(Pages as source code)
———
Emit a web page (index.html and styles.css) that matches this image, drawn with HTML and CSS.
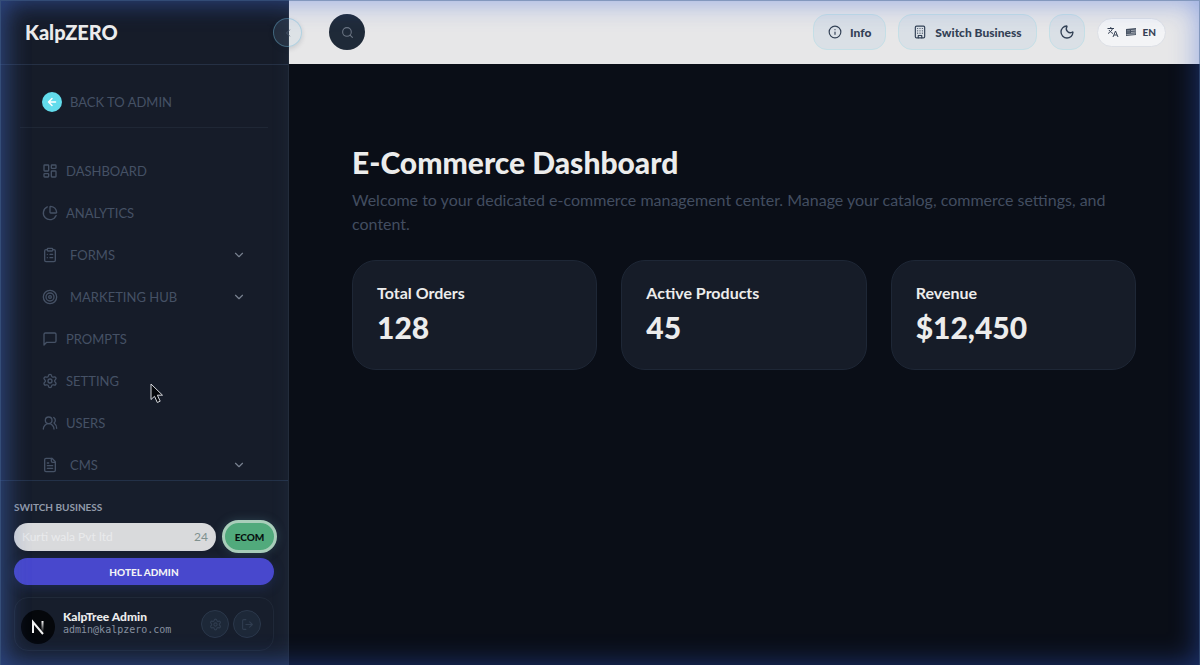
FILE: index.html
```html
<!DOCTYPE html>
<html lang="en">
<head>
<meta charset="utf-8">
<meta name="viewport" content="width=device-width, initial-scale=1">
<title>E-Commerce Dashboard</title>
<link rel="stylesheet" href="styles.css">
</head>
<body>
<div class="app">
  <aside class="sidebar">
    <div class="brand-bar">
      <a class="brand" href="#">KalpZERO</a>
      <button class="collapse" type="button" aria-label="Collapse sidebar"><svg class="icon icon-xs" viewBox="0 0 24 24"><path d="m15 18-6-6 6-6"/></svg></button>
    </div>
    <nav class="nav" aria-label="Main">
      <div class="nav-back">
        <a class="back-link" href="#"><span class="back-dot"><svg class="icon icon-xs" viewBox="0 0 24 24"><path d="m12 19-7-7 7-7M19 12H5"/></svg></span>BACK TO ADMIN</a>
      </div>
      <div class="nav-list">
        <a class="nav-item" href="#"><svg class="icon" viewBox="0 0 24 24"><rect width="7" height="9" x="3" y="3" rx="1"/><rect width="7" height="5" x="14" y="3" rx="1"/><rect width="7" height="9" x="14" y="12" rx="1"/><rect width="7" height="5" x="3" y="16" rx="1"/></svg>DASHBOARD</a>
        <a class="nav-item" href="#"><svg class="icon" viewBox="0 0 24 24"><path d="M21 12c.55 0 1-.45.95-1a10 10 0 0 0-8.95-8.95c-.55-.05-1 .4-1 .95v8a1 1 0 0 0 1 1z"/><path d="M21.21 15.89A10 10 0 1 1 8 2.83"/></svg>ANALYTICS</a>
        <button class="nav-item nav-group" type="button"><svg class="icon" viewBox="0 0 24 24"><rect width="8" height="4" x="8" y="2" rx="1"/><path d="M16 4h2a2 2 0 0 1 2 2v14a2 2 0 0 1-2 2H6a2 2 0 0 1-2-2V6a2 2 0 0 1 2-2h2M12 11h4M12 16h4M8 11h.01M8 16h.01"/></svg>FORMS<svg class="icon chevron" viewBox="0 0 24 24"><path d="m6 9 6 6 6-6"/></svg></button>
        <button class="nav-item nav-group" type="button"><svg class="icon" viewBox="0 0 24 24"><circle cx="12" cy="12" r="10"/><circle cx="12" cy="12" r="6"/><circle cx="12" cy="12" r="2"/></svg>MARKETING HUB<svg class="icon chevron" viewBox="0 0 24 24"><path d="m6 9 6 6 6-6"/></svg></button>
        <a class="nav-item" href="#"><svg class="icon" viewBox="0 0 24 24"><path d="M21 15a2 2 0 0 1-2 2H7l-4 4V5a2 2 0 0 1 2-2h14a2 2 0 0 1 2 2z"/></svg>PROMPTS</a>
        <a class="nav-item" href="#"><svg class="icon" viewBox="0 0 24 24"><path d="M9.67 4.14a2.34 2.34 0 0 1 4.66 0 2.34 2.34 0 0 0 3.32 1.91 2.34 2.34 0 0 1 2.33 4.04 2.34 2.34 0 0 0 0 3.82 2.34 2.34 0 0 1-2.33 4.04 2.34 2.34 0 0 0-3.32 1.91 2.34 2.34 0 0 1-4.66 0 2.34 2.34 0 0 0-3.32-1.91 2.34 2.34 0 0 1-2.33-4.04 2.34 2.34 0 0 0 0-3.82 2.34 2.34 0 0 1 2.33-4.04 2.34 2.34 0 0 0 3.32-1.91"/><circle cx="12" cy="12" r="3"/></svg>SETTING</a>
        <a class="nav-item" href="#"><svg class="icon" viewBox="0 0 24 24"><path d="M18 21a8 8 0 0 0-16 0"/><circle cx="10" cy="8" r="5"/><path d="M22 20c0-3.37-2-6.5-4-8a5 5 0 0 0-.45-8.3"/></svg>USERS</a>
        <button class="nav-item nav-group" type="button"><svg class="icon" viewBox="0 0 24 24"><path d="M15 2H6a2 2 0 0 0-2 2v16a2 2 0 0 0 2 2h12a2 2 0 0 0 2-2V7z"/><path d="M14 2v4a2 2 0 0 0 2 2h4M10 9H8M16 13H8M16 17H8"/></svg>CMS<svg class="icon chevron" viewBox="0 0 24 24"><path d="m6 9 6 6 6-6"/></svg></button>
      </div>
    </nav>
    <div class="side-foot">
      <label class="switch-label" for="business">SWITCH BUSINESS</label>
      <div class="switch-row">
        <div class="business-field">
          <input class="business-input" id="business" type="text" value="Kurti wala Pvt ltd">
          <span class="business-count">24</span>
        </div>
        <button class="ecom" type="button">ECOM</button>
      </div>
      <button class="hotel" type="button">HOTEL ADMIN</button>
      <div class="user-card">
        <svg class="avatar" viewBox="0 0 34 34" aria-hidden="true">
          <defs><linearGradient id="fade" x1="0" y1="0" x2="0" y2="1"><stop offset="0" stop-color="#fff"/><stop offset="1" stop-color="#fff" stop-opacity="0"/></linearGradient></defs>
          <circle cx="17" cy="17" r="17" fill="#05070b"/>
          <path d="M12 23V12L22 24" fill="none" stroke="#f2f2f2" stroke-width="2"/>
          <path d="M20.500 11h2v11h-2z" fill="url(#fade)"/>
        </svg>
        <div class="user-text">
          <div class="user-name">KalpTree Admin</div>
          <div class="user-mail">admin@kalpzero.com</div>
        </div>
        <button class="round-btn" type="button" aria-label="Account settings"><svg class="icon icon-sm" viewBox="0 0 24 24"><path d="M9.67 4.14a2.34 2.34 0 0 1 4.66 0 2.34 2.34 0 0 0 3.32 1.91 2.34 2.34 0 0 1 2.33 4.04 2.34 2.34 0 0 0 0 3.82 2.34 2.34 0 0 1-2.33 4.04 2.34 2.34 0 0 0-3.32 1.91 2.34 2.34 0 0 1-4.66 0 2.34 2.34 0 0 0-3.32-1.91 2.34 2.34 0 0 1-2.33-4.04 2.34 2.34 0 0 0 0-3.82 2.34 2.34 0 0 1 2.33-4.04 2.34 2.34 0 0 0 3.32-1.91"/><circle cx="12" cy="12" r="3"/></svg></button>
        <button class="round-btn" type="button" aria-label="Log out"><svg class="icon icon-sm" viewBox="0 0 24 24"><path d="M9 21H5a2 2 0 0 1-2-2V5a2 2 0 0 1 2-2h4M16 17l5-5-5-5M21 12H9"/></svg></button>
      </div>
    </div>
  </aside>
  <div class="content">
    <header class="topbar">
      <button class="search" type="button" aria-label="Search"><svg class="icon icon-sm" viewBox="0 0 24 24"><circle cx="11" cy="11" r="8"/><path d="m21 21-4.300-4.300"/></svg></button>
      <div class="actions">
        <button class="pill" type="button"><svg class="icon" viewBox="0 0 24 24"><circle cx="12" cy="12" r="10"/><path d="M12 16v-4M12 8h.01"/></svg>Info</button>
        <button class="pill" type="button"><svg class="icon" viewBox="0 0 24 24"><rect x="4" y="2" width="16" height="20" rx="2"/><path d="M9 22v-4h6v4M8 6h.01M12 6h.01M16 6h.01M8 10h.01M12 10h.01M16 10h.01M8 14h.01M12 14h.01M16 14h.01"/></svg>Switch Business</button>
        <button class="pill pill-icon" type="button" aria-label="Dark mode"><svg class="icon" viewBox="0 0 24 24"><path d="M20.985 12.486a9 9 0 1 1-9.473-9.472c.405-.022.617.46.402.803a6 6 0 0 0 8.268 8.268c.344-.215.825-.004.803.401"/></svg></button>
        <button class="lang" type="button">
          <svg class="lang-icon" viewBox="0 0 24 24"><path d="M1 5h13M7.500 2v3M11 5C10 9 6 13 2 15M4 8c2 3 4 5 8 7M12 22l5-12 5 12M14 18h6"/></svg>
          <svg class="flag" viewBox="0 0 12 10" aria-hidden="true"><path d="M1 2 11 1v7L1 9z" fill="#475262"/><path d="M6 3.500 11 3M6 5.500 11 5M1.500 7.500 10.500 6.800" stroke="#c9cdd3" stroke-width=".7"/><path d="M2 3.500h3M2 5h3" stroke="#8c95a3" stroke-width=".6"/></svg>
          EN</button>
      </div>
    </header>
    <main class="main">
      <h1 class="title">E-Commerce Dashboard</h1>
      <p class="intro">Welcome to your dedicated e-commerce management center. Manage your catalog, commerce settings, and content.</p>
      <div class="cards">
        <section class="card"><h2 class="card-label">Total Orders</h2><p class="card-value">128</p></section>
        <section class="card"><h2 class="card-label">Active Products</h2><p class="card-value">45</p></section>
        <section class="card"><h2 class="card-label">Revenue</h2><p class="card-value">$12,450</p></section>
      </div>
    </main>
  </div>
</div>
<div class="glow"></div>
<svg class="pointer" viewBox="0 0 14 21" aria-hidden="true"><path d="M1 1v15.500l3.500-3.200 2.800 6.200 2.900-1.300-2.800-6H12.500z" fill="#05070b" stroke="#d5d7dc" stroke-width="1"/></svg>
</body>
</html>
```
FILE: styles.css
```css
* { box-sizing: border-box; }
body {
  margin: 0;
  background: #0a0e17;
  color: #ececec;
  font-family: Lato, "Liberation Sans", sans-serif;
  font-size: 13px;
}
button, input { font: inherit; margin: 0; }
button { cursor: pointer; }
a { color: inherit; text-decoration: none; }
h1, h2, p { margin: 0; }

.icon {
  width: 16px;
  height: 16px;
  flex: none;
  fill: none;
  stroke: currentColor;
  stroke-width: 2;
  stroke-linecap: round;
  stroke-linejoin: round;
}
.icon-sm { width: 13px; height: 13px; }
.icon-xs { width: 12px; height: 12px; }

.app { display: flex; min-height: 100vh; }

/* Sidebar */
.sidebar {
  position: sticky;
  top: 0;
  z-index: 2;
  display: flex;
  flex-direction: column;
  flex: none;
  width: 289px;
  height: 100vh;
  background: #161c29;
  border-right: 1px solid #232c3b;
}
.sidebar::after {
  content: "";
  position: absolute;
  inset: 0;
  box-shadow: inset 8px 0 24px rgba(95, 125, 160, .24);
  pointer-events: none;
}
.brand-bar {
  position: relative;
  display: flex;
  align-items: center;
  flex: none;
  height: 65px;
  padding: 0 25px;
  border-bottom: 1px solid #253044;
}
.brand { font-size: 20px; font-weight: 900; line-height: 24px; }
.collapse {
  position: absolute;
  top: 18px;
  right: -14px;
  display: grid;
  place-items: center;
  width: 29px;
  height: 29px;
  padding: 0;
  border: 1px solid rgba(110, 185, 215, .4);
  border-radius: 50%;
  background: rgba(150, 190, 225, .12);
  box-shadow: 0 2px 5px rgba(15, 25, 45, .15);
  color: #475569;
}
.nav { flex: 1; min-height: 0; overflow: hidden; padding: 18px 20px 0; }
.nav-back { height: 45px; border-bottom: 1px solid #1f2735; }
.back-link {
  display: flex;
  align-items: center;
  gap: 8px;
  height: 38px;
  padding: 0 22px;
  color: #455165;
}
.back-dot {
  display: grid;
  place-items: center;
  width: 20px;
  height: 20px;
  border-radius: 50%;
  background: #62dcec;
  color: #fff;
}
.back-dot .icon { stroke-width: 3; }
.nav-list { display: flex; flex-direction: column; padding-top: 22px; }
.nav-item {
  display: flex;
  align-items: center;
  gap: 8px;
  flex: none;
  height: 42px;
  padding: 0 22px;
  border: 0;
  background: none;
  color: #455165;
  text-align: left;
}
.nav-group { gap: 12px; }
.chevron { width: 14px; height: 14px; margin-left: auto; color: #78818f; }

.side-foot {
  display: flex;
  flex-direction: column;
  flex: none;
  padding: 19px 14px 14px;
  border-top: 1px solid #233148;
  background: #171e2c;
}
.switch-label {
  font-size: 10px;
  font-weight: 700;
  line-height: 14px;
  color: #929baa;
}
.switch-row {
  display: flex;
  align-items: center;
  gap: 6px;
  margin-top: 6px;
  margin-right: -3px;
}
.business-field {
  display: flex;
  align-items: center;
  flex: 1;
  min-width: 0;
  height: 28px;
  padding: 0 8px;
  border-radius: 14px;
  background: #d9dadc;
  font-size: 12px;
}
.business-input {
  flex: 1;
  min-width: 0;
  padding: 0;
  border: 0;
  outline: 0;
  background: none;
  color: #e9eaec;
}
.business-count { color: #80918f; }
.ecom {
  width: 55px;
  height: 33px;
  padding: 0;
  border: 3px solid #a9ceba;
  border-radius: 17px;
  background: #51aa7c;
  box-shadow: 0 0 10px rgba(81, 130, 140, .35);
  color: #07100f;
  font-size: 10px;
  font-weight: 900;
}
.hotel {
  height: 27px;
  margin-top: 5px;
  border: 0;
  border-radius: 14px;
  background: #4848cd;
  box-shadow: 0 3px 12px rgba(50, 80, 180, .25);
  color: #f2f2f5;
  font-size: 10px;
  font-weight: 900;
}
.user-card {
  display: flex;
  align-items: center;
  gap: 4px;
  height: 54px;
  margin-top: 12px;
  padding: 0 12px 0 6px;
  border: 1px solid #202938;
  border-radius: 14px;
}
.avatar { flex: none; width: 34px; height: 34px; margin-top: 6px; }
.user-text { flex: 1; min-width: 0; padding: 0 0 2px 4px; }
.user-name { font-size: 12px; font-weight: 900; line-height: 14px; }
.user-mail {
  font-family: "DejaVu Sans Mono", monospace;
  font-size: 10px;
  line-height: 12px;
  color: #8690a0;
}
.round-btn {
  display: grid;
  place-items: center;
  flex: none;
  width: 28px;
  height: 28px;
  padding: 0;
  border: 1px solid #2b384b;
  border-radius: 50%;
  background: #1d2838;
  color: #303d50;
}

/* Top bar */
.content { flex: 1; min-width: 0; }
.topbar {
  display: flex;
  align-items: center;
  justify-content: space-between;
  height: 64px;
  padding: 0 34px 0 40px;
  background: #e7e7e8;
}
.search {
  display: grid;
  place-items: center;
  width: 36px;
  height: 36px;
  padding: 0;
  border: 0;
  border-radius: 50%;
  background: #1f2a38;
  color: #6b7583;
}
.actions { display: flex; align-items: center; gap: 12px; }
.pill {
  display: flex;
  align-items: center;
  gap: 8px;
  height: 36px;
  padding: 0 14px;
  border: 1px solid #c5dfe6;
  border-radius: 14px;
  background: #dae0e6;
  color: #334155;
  font-size: 12px;
  font-weight: 900;
}
.pill .icon { width: 14px; height: 14px; }
.pill-icon { justify-content: center; width: 36px; padding: 0; }
.pill-icon .icon { width: 16px; height: 16px; }
.lang {
  display: flex;
  align-items: center;
  gap: 6px;
  height: 29px;
  padding: 0 9px;
  border: 1px solid #dcdfe5;
  border-radius: 15px;
  background: #f3f4f6;
  color: #364255;
  font-size: 10px;
  font-weight: 900;
}
.lang-icon { width: 12px; height: 12px; fill: none; stroke: currentColor; stroke-width: 2; }
.flag { width: 12px; height: 10px; }

/* Dashboard */
.main { padding: 79px 64px 40px 63px; }
.title { font-size: 30px; font-weight: 900; line-height: 38px; }
.intro { margin-top: 7px; font-size: 16px; line-height: 24px; color: #424d60; }
.cards {
  display: grid;
  grid-template-columns: repeat(3, 1fr);
  gap: 24px;
  margin-top: 24px;
}
.card {
  padding: 20px 24px 24px;
  border: 1px solid #1e2736;
  border-radius: 24px;
  background: #161c28;
}
.card-label { font-size: 16px; font-weight: 700; line-height: 24px; }
.card-value { margin-top: 4px; font-size: 30px; font-weight: 900; line-height: 36px; }

/* Blue light around the window edge */
.glow {
  position: fixed;
  inset: 0;
  z-index: 5;
  border: 1px solid rgba(65, 100, 160, .6);
  border-bottom-width: 0;
  box-shadow: inset 0 0 28px rgba(50, 95, 220, .48);
  pointer-events: none;
}
.pointer {
  position: fixed;
  left: 150px;
  top: 383px;
  z-index: 6;
  width: 14px;
  height: 21px;
  pointer-events: none;
}
```
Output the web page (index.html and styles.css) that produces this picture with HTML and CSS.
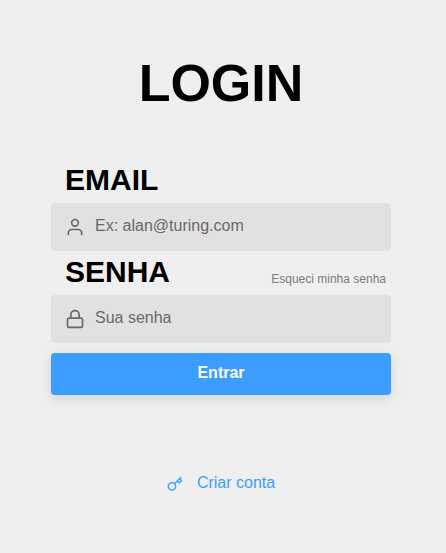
———
▸ **Given task**: Identify each line of the material where the word "with" shows up, and copy it.

▸ **Right answer**:
Emit a web page (index.html and styles.css) that matches this image, drawn with HTML and CSS.
Output the web page (index.html and styles.css) that produces this picture with HTML and CSS.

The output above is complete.